Patients with peritoneal carcinomatosis who underwent CRS/HIPEC were included from a prospectively maintained database. The patients were divided into three cohorts based on surgical management of the diaphragm as follows: diaphragm-stripping (DS) cohort, full-thickness resection (FTR) cohort, and no diaphragm manipulation (ND) cohort. Postoperative morbidity and incidence of ipsilateral pleural recurrence were evaluated. All diaphragmatic defects were closed before abdominal chemoperfusion.
The inclusion criteria were met by 409 CRS/HIPEC procedures: 66 in DS, 122 in FTR, and 238 in ND. Ipsilateral pleural recurrence rates did not differ significantly between the three cohorts (DS 6%, FTR 3%, ND 3%; p = 0.470). Postoperative respiratory complications and overall morbidity were significantly greater for the patients who underwent diaphragmatic disruption (stripping and/or resection) than for the patients who did not (p ≤ 0.0001), but the two groups did not differ in terms of 30-day mortality. However, comparison of FTR with DS showed no impact on major morbidity or pleural recurrence.

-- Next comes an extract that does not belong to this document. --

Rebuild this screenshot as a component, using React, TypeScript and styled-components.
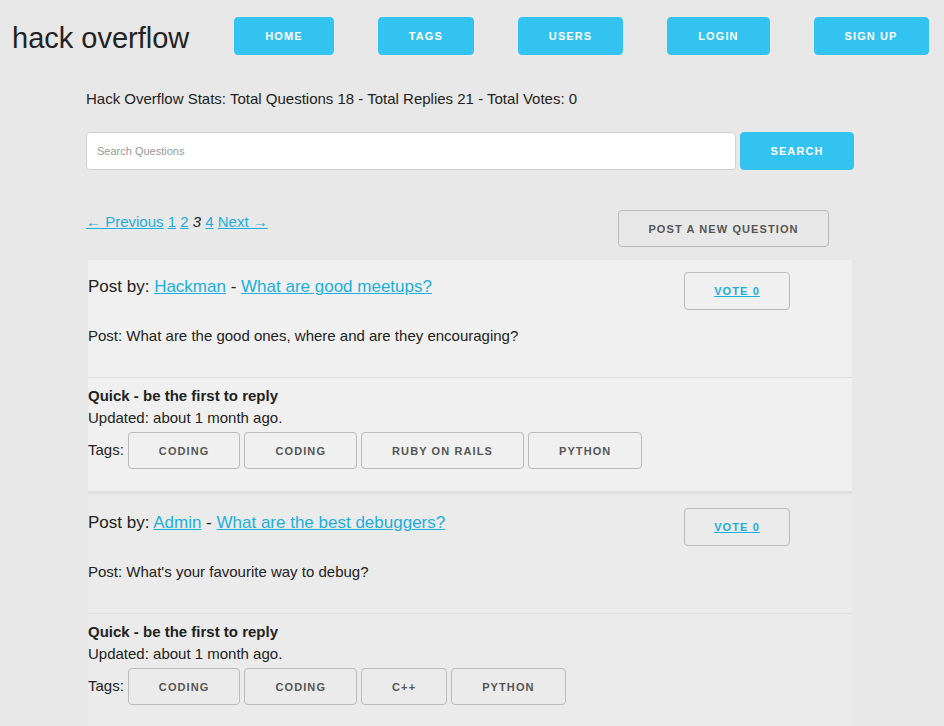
import * as React from 'react';
import styled, { createGlobalStyle, css } from 'styled-components';

const blue = '#33C3F0';
const linkBlue = '#1EAEDB';

interface IPost {
    author: string;
    title: string;
    body: string;
    tags: string[];
}

const posts: IPost[] = [
    {
        author: 'Hackman',
        title: 'What are good meetups?',
        body: 'What are the good ones, where and are they encouraging?',
        tags: ['coding', 'coding', 'ruby on rails', 'python'],
    },
    {
        author: 'Admin',
        title: 'What are the best debuggers?',
        body: "What's your favourite way to debug?",
        tags: ['coding', 'coding', 'c++', 'python'],
    },
];

const navItems = ['Home', 'Tags', 'Users', 'Login', 'Sign up'];

const PostCard = ({ post, highlighted }: { post: IPost; highlighted?: boolean }) => (
    <Card highlighted={highlighted}>
        <CardTop>
            <div>
                <PostTitle>
                    Post by: <Link href="#">{post.author}</Link> - <Link href="#">{post.title}</Link>
                </PostTitle>
                <PostBody>Post: {post.body}</PostBody>
            </div>
            <OutlineButton>
                <VoteLink href="#">Vote 0</VoteLink>
            </OutlineButton>
        </CardTop>
        <Divider />
        <CardBottom>
            <Strong>Quick - be the first to reply</Strong>
            <Line>Updated: about 1 month ago.</Line>
            <TagRow>
                <span>Tags:</span>
                {post.tags.map((t, i) => (
                    <OutlineButton key={i}>{t}</OutlineButton>
                ))}
            </TagRow>
        </CardBottom>
    </Card>
);

export default function App() {
    return (
        <>
            <GlobalStyle />
            <Header>
                <Logo>hack overflow</Logo>
                <Nav>
                    {navItems.map(n => (
                        <PrimaryButton key={n}>{n}</PrimaryButton>
                    ))}
                </Nav>
            </Header>
            <Main>
                <Stats>Hack Overflow Stats: Total Questions 18 - Total Replies 21 - Total Votes: 0</Stats>
                <SearchRow>
                    <SearchInput placeholder="Search Questions" />
                    <PrimaryButton wide>Search</PrimaryButton>
                </SearchRow>
                <PagerRow>
                    <Pager>
                        <Link href="#">← Previous</Link> <Link href="#">1</Link> <Link href="#">2</Link>{' '}
                        <em>3</em> <Link href="#">4</Link> <Link href="#">Next →</Link>
                    </Pager>
                    <OutlineButton>Post a new question</OutlineButton>
                </PagerRow>
                {posts.map((p, i) => (
                    <PostCard key={i} post={p} highlighted={i === 0} />
                ))}
            </Main>
        </>
    );
}

const GlobalStyle = createGlobalStyle`
    html, body {
        margin: 0;
        background: #e8e8e8;
        font-family: "Liberation Sans", Arial, sans-serif;
        font-size: 15px;
        line-height: 24px;
        color: #222;
    }
`;

const Header = styled('header')`
    display: flex;
    align-items: flex-start;
    gap: 45px;
    padding: 17px 0 0 12px;
`;

const Logo = styled('h1')`
    margin: 0;
    padding-top: 4px;
    font-size: 29px;
    font-weight: 400;
    line-height: 34px;
    color: #222;
`;

const Nav = styled('nav')`
    display: flex;
    gap: 44px;
`;

const buttonBase = css`
    display: inline-flex;
    align-items: center;
    justify-content: center;
    box-sizing: border-box;
    height: 38px;
    padding: 0 30px;
    border-radius: 4px;
    font-family: "Liberation Sans", Arial, sans-serif;
    font-size: 11px;
    font-weight: 700;
    letter-spacing: 1.1px;
    text-transform: uppercase;
    white-space: nowrap;
    cursor: pointer;
`;

const PrimaryButton = styled('button')<{ wide?: boolean }>`
    ${buttonBase}
    border: 1px solid ${blue};
    background: ${blue};
    color: white;
    ${p => p.wide && css`
        width: 114px;
        margin-top: -1px;
    `}
`;

const OutlineButton = styled('button')`
    ${buttonBase}
    height: 37px;
    border: 1px solid #bbb;
    background: transparent;
    color: #555;
`;

const Main = styled('main')`
    width: 768px;
    margin-left: 86px;
`;

const Stats = styled('div')`
    margin-top: 32px;
`;

const SearchRow = styled('div')`
    display: flex;
    align-items: center;
    gap: 4px;
    margin-top: 21px;
`;

const SearchInput = styled('input')`
    flex: 1;
    box-sizing: border-box;
    height: 38px;
    padding: 6px 10px;
    border: 1px solid #d1d1d1;
    border-radius: 4px;
    background: #fff;
    font-family: "Liberation Sans", Arial, sans-serif;
    font-size: 11px;
    &::placeholder {
        color: #999;
    }
`;

const PagerRow = styled('div')`
    display: flex;
    justify-content: space-between;
    align-items: flex-start;
    margin-top: 40px;
    padding-right: 25px;

    ${OutlineButton} {
        width: 211px;
    }
`;

const Pager = styled('div')`
    em {
        color: #222;
    }
`;

const Link = styled('a')`
    color: ${linkBlue};
    text-decoration: underline;
`;

const Card = styled('section')<{ highlighted?: boolean }>`
    margin: 13px 2px 2px;
    padding: 12px 0 22px;
    background: ${p => (p.highlighted ? '#f0f0f0' : '#ebebeb')};
    border-bottom: 3px solid #e0e0e0;

    & + & {
        margin-top: 0;
    }
`;

const CardTop = styled('div')`
    display: flex;
    justify-content: space-between;
    align-items: flex-start;
    padding-right: 62px;
    padding-bottom: 29px;

    ${OutlineButton} {
        width: 106px;
        height: 38px;
    }
`;

const PostTitle = styled('div')`
    font-size: 17px;
    line-height: 29px;
`;

const PostBody = styled('div')`
    margin-top: 23px;
`;

const VoteLink = styled('a')`
    color: ${linkBlue};
    text-decoration: underline;
`;

const Divider = styled('hr')`
    margin: 0;
    border: 0;
    border-top: 1px solid #e0e0e0;
`;

const CardBottom = styled('div')`
    padding-top: 7px;
    line-height: 22px;
`;

const Strong = styled('div')`
    font-weight: 700;
`;

const Line = styled('div')``;

const TagRow = styled('div')`
    display: flex;
    align-items: center;
    gap: 4px;
    margin-top: 3px;

    span {
        margin-top: -2px;
    }
`;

Although patients undergoing surgical manipulation of the diaphragm during CRS/HIPEC experienced significantly greater morbidity, diaphragmatic stripping did not differ from full-thickness resection in terms of grades 3 and 4 complications or incidence of ipsilateral pleural recurrences. When deemed necessary to achieve complete cytoreduction, full-thickness diaphragmatic resection should be undertaken. In addition, the data support the observation that definitive repair of the diaphragmatic defect before abdominal chemoperfusion does not adversely influence ipsilateral pleural recurrence.
The authors have nothing to disclose. This research did not receive any specific grant from funding agencies in the public, commercial, or not-for-profit sectors.